Stated goal: Extract every line below that contains the word "components".

Data excerpt:

——

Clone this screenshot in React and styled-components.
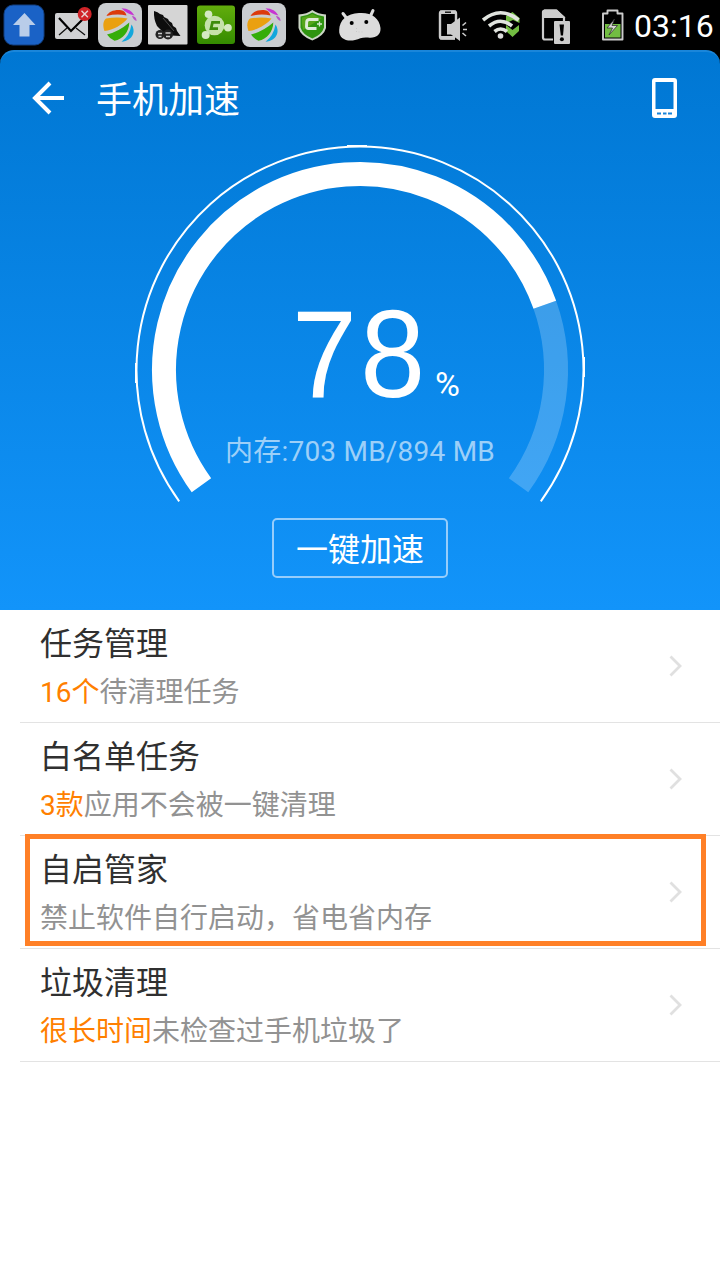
import React from "react";
import styled, { createGlobalStyle } from "styled-components";

const GlobalStyle = createGlobalStyle`
  * { box-sizing: border-box; }
  body { margin: 0; background: #fff; }
`;

const Screen = styled.main`
  display: flex;
  flex-direction: column;
  width: 720px;
  height: 1280px;
  overflow: hidden;
  background: #fff;
  font-family: Roboto, "Noto Sans CJK SC", sans-serif;
`;

const TopArea = styled.div`
  background: #000;
`;

const StatusBar = styled.header`
  display: flex;
  align-items: center;
  height: 50px;
  padding-left: 3px;
`;

const StatusIcon = styled.svg`
  flex: none;
  display: block;
  margin-left: ${(p) => p.$gap || 0}px;
`;

const Clock = styled.time`
  margin-left: 10px;
  color: #fff;
  font-size: 32px;
  line-height: 50px;
  white-space: nowrap;
  padding-top: 2px;
`;

const Hero = styled.section`
  display: flex;
  flex-direction: column;
  align-items: center;
  height: 560px;
  border-top: 2px solid #1a86da;
  border-radius: 14px 14px 0 0;
  background: linear-gradient(#0077d3, #1294fa);
`;

const TitleBar = styled.div`
  display: flex;
  align-items: center;
  align-self: stretch;
  height: 92px;
  padding: 0 42px 0 31px;
`;

const Title = styled.h1`
  flex: 1;
  margin: 0 0 0 31px;
  padding-top: 5px;
  color: #fff;
  font-size: 36px;
  font-weight: 400;
  line-height: 44px;
`;

const Gauge = styled.div`
  display: grid;
  width: 450px;
  height: 358px;
  > * { grid-area: 1 / 1; }
`;

const GaugeText = styled.div`
  display: flex;
  flex-direction: column;
  align-items: center;
  padding-top: 141px;
`;

const Reading = styled.div`
  display: flex;
  align-items: baseline;
  padding-left: 33px;
  color: #fff;
  line-height: 138px;
  height: 138px;
`;

const Percent = styled.strong`
  width: 138px;
  font-family: "Liberation Sans", sans-serif;
  font-size: 124px;
  font-weight: 400;
  letter-spacing: 3.6px;
  transform: scaleX(0.94);
  transform-origin: left;
`;

const Unit = styled.span`
  margin-left: 5px;
  padding-right: 1px;
  font-size: 34px;
  transform: translateY(-1px);
`;

const Memory = styled.div`
  margin-top: 9px;
  color: rgba(255, 255, 255, 0.6);
  font-size: 28px;
  font-weight: 400;
  letter-spacing: 0.22px;
  line-height: 40px;
  white-space: nowrap;
`;

const BoostButton = styled.button`
  width: 176px;
  height: 60px;
  margin-top: 16px;
  padding: 4px 0 0;
  border: 2px solid #96cdfb;
  border-radius: 5px;
  background: transparent;
  color: #fff;
  font-family: inherit;
  font-size: 32px;
  font-weight: 400;
  line-height: 52px;
`;

const List = styled.ul`
  margin: 0;
  padding: 0 0 0 20px;
  list-style: none;
`;

const Row = styled.li`
  position: relative;
  display: flex;
  align-items: center;
  justify-content: space-between;
  height: 113px;
  padding: 0 36px 0 20px;
  border-bottom: 1px solid #e3e3e3;
`;

const RowTitle = styled.h2`
  margin: 0;
  padding-top: 5px;
  color: #303030;
  font-size: 32px;
  font-weight: 400;
  line-height: 48px;
`;

const RowDetail = styled.p`
  margin: 0;
  color: #929292;
  font-size: 28px;
  line-height: 49px;
`;

const Accent = styled.span`
  color: #ff7f00;
`;

const Highlight = styled.div`
  position: absolute;
  inset: -2px 14px 2px 5px;
  border: 5px solid #ff8027;
`;

const UploadIcon = () => (
  <StatusIcon width="42" height="44" viewBox="3 3 42 44">
    <rect x="4" y="5" width="40" height="40" rx="9" fill="#1a62c6" stroke="#123f80" />
    <path d="M24.5 13L35.5 25H29.5V36.5H19.5V25H13Z" fill="#b9cde9" />
  </StatusIcon>
);

const MailIcon = () => (
  <StatusIcon $gap={9} width="40" height="44" viewBox="54 3 40 44">
    <rect x="55" y="13" width="33" height="26" rx="2" fill="#d0d1d3" />
    <path d="M59 35L67 28M85 35L76 28" stroke="#111" strokeWidth="1.3" />
    <path d="M59 18L71 31L84 18" fill="none" stroke="#000" strokeWidth="2.2" />
    <circle cx="84.7" cy="14" r="7" fill="#d02428" />
    <path d="M81.5 10.8L87.9 17.2M87.9 10.8L81.5 17.2" stroke="#e7d4d4" strokeWidth="1.4" />
  </StatusIcon>
);

const BallIcon = ({ gap }) => (
  <StatusIcon $gap={gap} width="44" height="44" viewBox="98 3 44 44">
    <rect x="98" y="3" width="44" height="44" rx="8" fill="#cacdd0" />
    <path d="M106.5 16C108.500 12 113 10 118.500 10C122 10 125.500 11 126.500 15.500Q117 13.500 106.500 16Z" fill="#dc3a0c" />
    <path d="M121.500 8.200Q131 8.500 134.500 15.500Q127 14 121.500 8.200Z" fill="#c735d2" />
    <path d="M132 15.700Q136.500 16.500 136.600 21Q133 19.500 132 15.700Z" fill="#b950c8" />
    <path d="M104.500 31C102.500 26 103 21 106 18.500Q117 16.500 127.500 18.500C123 24.500 113 30 104.500 31Z" fill="#eaa010" />
    <path d="M107 34.500Q119 31.500 129.300 22.500C129 32 123 39 114.500 40.800Q110 39 107 34.500Z" fill="#35ad08" />
    <path d="M131.500 24.500C136 31 133.500 40.500 121.500 41.700Q129.500 36 131.500 24.500Z" fill="#12a7dc" />
  </StatusIcon>
);

const FeatherIcon = () => (
  <StatusIcon $gap={5} width="42" height="44" viewBox="147 3 42 44">
    <rect x="148" y="5" width="39.5" height="39.5" rx="1" fill="#d5d5d5" />
    <path d="M154 11Q158 12 160 14L163 15L164 17L168 19L169 21L172 23L173 26L176 28L177 31L180.500 36L171 35.500L163 32L157 26Q153.500 19 154 11Z" fill="#0d0d0d" />
    <path d="M163 18L174 31" stroke="#777" strokeWidth=".6" />
    <circle cx="160" cy="34.500" r="4.500" fill="#222" />
    <circle cx="168" cy="34.500" r="5" fill="#222" />
    <path d="M158 33.500H162M158.500 36.500H161.500M165.500 33H170.500M166 36.500H170" stroke="#ccc" strokeWidth="1.300" />
  </StatusIcon>
);

const GreenIcon = () => (
  <StatusIcon $gap={7} width="41" height="44" viewBox="196 3 41 44">
    <defs>
      <linearGradient id="leaf" x2="0" y2="1">
        <stop stopColor="#62ad0c" /><stop offset="1" stopColor="#348b00" />
      </linearGradient>
    </defs>
    <rect x="197" y="5.5" width="38" height="38.500" rx="3" fill="url(#leaf)" />
    <path d="M208 14L214 25L206 35M214 25L227 28" fill="none" stroke="#cee8b3" strokeWidth="2.500" />
    <circle cx="214.500" cy="25.500" r="9.800" fill="#c5e1aa" />
    <g fill="#d5e9c2">
      <circle cx="208.500" cy="14.300" r="3.800" /><circle cx="228" cy="27.700" r="3.800" /><circle cx="205.700" cy="35" r="4" />
    </g>
    <path d="M220 22.300H212.500L211 28.700H218" fill="none" stroke="#3d8c0b" strokeWidth="2.800" />
  </StatusIcon>
);

const ShieldIcon = () => (
  <StatusIcon $gap={12} width="30" height="44" viewBox="298 3 30 44">
    <path d="M312.300 10Q318 14 326 14.500V28Q324 36 312.300 40.500Q300.500 36 298.500 28V14.500Q307 14 312.300 10Z" fill="#cbd6c5" />
    <path d="M312.300 12.500Q318 16 324 16.500V27.500Q322 34.500 312.300 38.500Q302.500 34.500 300.500 27.500V16.500Q307 16 312.300 12.500Z" fill="#2f9410" />
    <path d="M312.300 14Q317 17 322 18L303 30Q301.500 25 302 17.500Q308 17 312.300 14Z" fill="#66ae20" opacity=".7" />
    <path d="M318.500 19.500H309.500Q307 19.500 306.700 22L306.500 26.500Q306.500 28.500 308.500 28.500H316.500" fill="none" stroke="#dfebd8" strokeWidth="2.900" />
    <path d="M319.500 21.500V26.500M317 24H322" stroke="#d7ecd0" strokeWidth="1.300" />
  </StatusIcon>
);

const RobotIcon = () => (
  <StatusIcon $gap={10} width="45" height="44" viewBox="338 3 45 44">
    <path d="M343 13.500L348 20M373 10.500L370 17" stroke="#dcdcdc" strokeWidth="3" strokeLinecap="round" />
    <path d="M339.200 30C339.500 20 347 13.500 359 13C371 12 379.500 18 380.500 28C381 35 375.500 38.500 368 37.500C362 37 360 38.500 355 40C347 42.200 338.500 38.500 339.200 30Z" fill="#dcdcdc" />
    <circle cx="351.700" cy="23" r="2" /><circle cx="366.300" cy="22" r="2" />
    <path d="M356.500 28V34M358.500 32H364" stroke="#c9c9c9" strokeDasharray="1 2" />
  </StatusIcon>
);

const SpeakerPhoneIcon = () => (
  <StatusIcon $gap={55} width="30" height="44" viewBox="438 3 30 44">
    <path d="M455 38.500H442Q440 38.500 440 36.500V13.500Q440 11.500 442 11.500H454Q456 11.500 456 13.500V22" fill="none" stroke="#ccc" strokeWidth="2.400" />
    <path d="M440 10.500H456V14H440ZM440 36H455V39.500H440Z" fill="#ccc" />
    <path d="M445 12.200H451" stroke="#000" strokeWidth="1.300" />
    <path d="M447 24H451L460 17.500V41L451 34.500H447Z" fill="#ccc" />
    <path d="M462.500 25.500L466 22.500M463 29.500H467M462.500 33L466 36" stroke="#ccc" strokeWidth="1.600" />
  </StatusIcon>
);

const WifiIcon = () => (
  <StatusIcon $gap={14} width="39" height="44" viewBox="482 3 39 44">
    <path d="M506 16L512.500 12L519.500 18V23L513 20L506 23ZM506 25L512.500 30L519 25V31L512.500 37L506 31Z" fill="#72bd42" />
    <g fill="none" stroke="#e1e4df" strokeWidth="3.600">
      <path d="M483 20Q500.500 5.500 518.500 20" />
      <path d="M489 26Q500.500 16.500 512 26" />
      <path d="M494.500 31.500Q500.500 26.500 507 31.500" />
    </g>
    <circle cx="500.500" cy="36" r="2.800" fill="#ddd" />
  </StatusIcon>
);

const SimIcon = () => (
  <StatusIcon $gap={20} width="30" height="44" viewBox="541 3 30 44">
    <path d="M553 39.500H545Q543 39.500 543 37.500V12Q543 10.500 545 10.500H556L564 17.500V21" fill="none" stroke="#ccc" strokeWidth="2.200" />
    <path d="M544 9.500H557L565.500 18H544Z" fill="#ccc" />
    <rect x="554" y="21" width="16" height="23" rx="1" fill="#ccc" />
    <path d="M559.500 24.500H564L563 35.500H560.800Z" />
    <circle cx="561.900" cy="39.300" r="2" />
  </StatusIcon>
);

const BatteryIcon = () => (
  <StatusIcon $gap={31} width="22" height="44" viewBox="602 3 22 44">
    <path d="M603 13.500H607.500V10.500H617.500V13.500H622.500V39.500H603Z" fill="#000" stroke="#ccc" strokeWidth="1.900" strokeLinejoin="round" />
    <rect x="605" y="24" width="15.500" height="13.500" fill="#72bd42" />
    <path d="M614.500 19L607 28H612.500L609 35L617.500 25.500H612Z" fill="#d7d7d7" stroke="#333" strokeWidth=".8" />
  </StatusIcon>
);

const BackIcon = () => (
  <svg width="34" height="34" viewBox="31 81 34 34">
    <path d="M64 98H35M50 83L35 98L50 113" fill="none" stroke="#fff" strokeWidth="4" />
  </svg>
);

const DeviceIcon = () => (
  <svg width="26" height="40" viewBox="0 0 26 40">
    <path fillRule="evenodd" fill="#fff" d="M3 0H22Q25 0 25 3V37Q25 40 22 40H3Q0 40 0 37V3Q0 0 3 0ZM3.500 4V31H21.500V4Z" />
    <path d="M5 35.500H9M11 35.500H14.500M16 35.500H20" stroke="#1683da" strokeWidth="2" />
  </svg>
);

const Chevron = () => (
  <svg width="16" height="24" viewBox="0 0 16 24">
    <path d="M2.500 2.500L12 12L2.500 21.500" fill="none" stroke="#e0e0e0" strokeWidth="2.800" />
  </svg>
);

const SWEEP = 252;
const START = 144;
const point = (radius, degrees) => {
  const angle = (degrees * Math.PI) / 180;
  return `${225 + radius * Math.cos(angle)} ${226 + radius * Math.sin(angle)}`;
};
const arc = (radius, from, to) =>
  `M${point(radius, from)}A${radius} ${radius} 0 ${to - from > 180 ? 1 : 0} 1 ${point(radius, to)}`;

const Dial = ({ value }) => {
  const split = START + (SWEEP * value) / 100;
  return (
    <svg width="450" height="358" viewBox="0 0 450 358" fill="none" stroke="#fff">
      <path d={arc(223.5, START, START + SWEEP)} strokeWidth="2" />
      <path d="M212 2H232M1 219V239M449 213V233" strokeWidth="2" />
      <path d={arc(196, START, split)} strokeWidth="24" />
      <path d={arc(196, split, START + SWEEP)} strokeWidth="24" strokeOpacity=".21" />
    </svg>
  );
};

const items = [
  { title: "任务管理", accent: "16个", detail: "待清理任务" },
  { title: "白名单任务", accent: "3款", detail: "应用不会被一键清理" },
  { title: "自启管家", detail: "禁止软件自行启动，省电省内存", highlighted: true },
  { title: "垃圾清理", accent: "很长时间", detail: "未检查过手机垃圾了" },
];

export default function App() {
  return (
    <Screen lang="zh-CN">
      <GlobalStyle />
      <TopArea>
        <StatusBar>
          <UploadIcon />
          <MailIcon />
          <BallIcon gap={4} />
          <FeatherIcon />
          <GreenIcon />
          <BallIcon gap={5} />
          <ShieldIcon />
          <RobotIcon />
          <SpeakerPhoneIcon />
          <WifiIcon />
          <SimIcon />
          <BatteryIcon />
          <Clock>03:16</Clock>
        </StatusBar>
        <Hero>
          <TitleBar>
            <BackIcon />
            <Title>手机加速</Title>
            <DeviceIcon />
          </TitleBar>
          <Gauge>
            <Dial value={78} />
            <GaugeText>
              <Reading>
                <Percent>78</Percent>
                <Unit>%</Unit>
              </Reading>
              <Memory>内存:703 MB/894 MB</Memory>
            </GaugeText>
          </Gauge>
          <BoostButton>一键加速</BoostButton>
        </Hero>
      </TopArea>
      <List>
        {items.map((item) => (
          <Row key={item.title}>
            <div>
              <RowTitle>{item.title}</RowTitle>
              <RowDetail>
                {item.accent && <Accent>{item.accent}</Accent>}
                {item.detail}
              </RowDetail>
            </div>
            <Chevron />
            {item.highlighted && <Highlight />}
          </Row>
        ))}
      </List>
    </Screen>
  );
}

——

Task result:
Clone this screenshot in React and styled-components.
import styled, { createGlobalStyle } from "styled-components";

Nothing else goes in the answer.